Today saw me commence the process of Steering Alignment. Beginning with the fit of the steering rack to the mounting points on the chassis GD supplies the rack with split polyurethane bushes which which just pop straight on and are then bolted down using a couple of packing washers. The track rod ends are screwed on and inserted into the supplied steering arms. Once the rack was fitted it needed to be centred.
Centring of the rack is achieved by marking the input shaft and using masking tape marking a datum point on the steering rack. Counting the number of turns from full right lock, marking and then returning to full left lock and again marking it. Finally, turn the rack back to 1⁄2 the number of turns between the two marks.

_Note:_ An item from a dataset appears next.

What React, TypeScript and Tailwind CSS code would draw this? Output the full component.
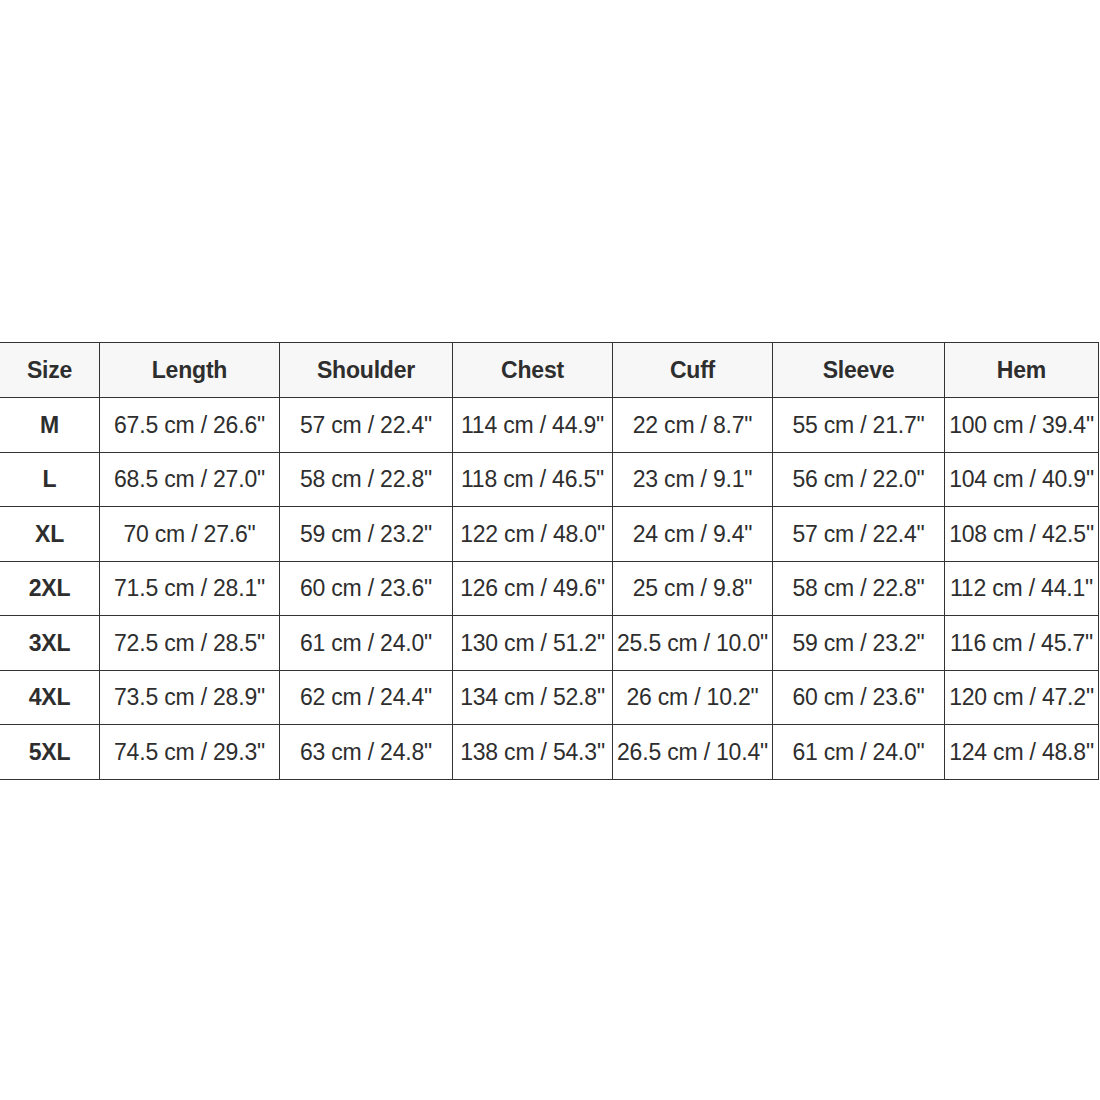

Next was to set the “toe in” by clamping a 1m piece of angle to each disc face and measuring both front and rear then subtracting the rear measurement from the front which provides the “toe in/out” calculation.
The Gardner Douglas manual recommends 0.0mm to 1.5mm “toe in” maximum which is achieved by winding the track rods in (or out) until the required measurement is obtained.
Having achieved the the correct “toe in”, it was time to validate the alignment of the wheels using the 1m angle clamped to the centreline of the chassis (as marked when setting the rear axle). With the laser level clamped to the disc I marked the red dot on the angle, then repeated it on the other side. I then measured the distance between the two marked points and marked the centre of that on the angle. I then moved the angle so the centrelines on the angle and the chassis corresponded and adjusted the track rods until the laser came back to the marks made on the angle. Now we have all wheels pointing in the right direction.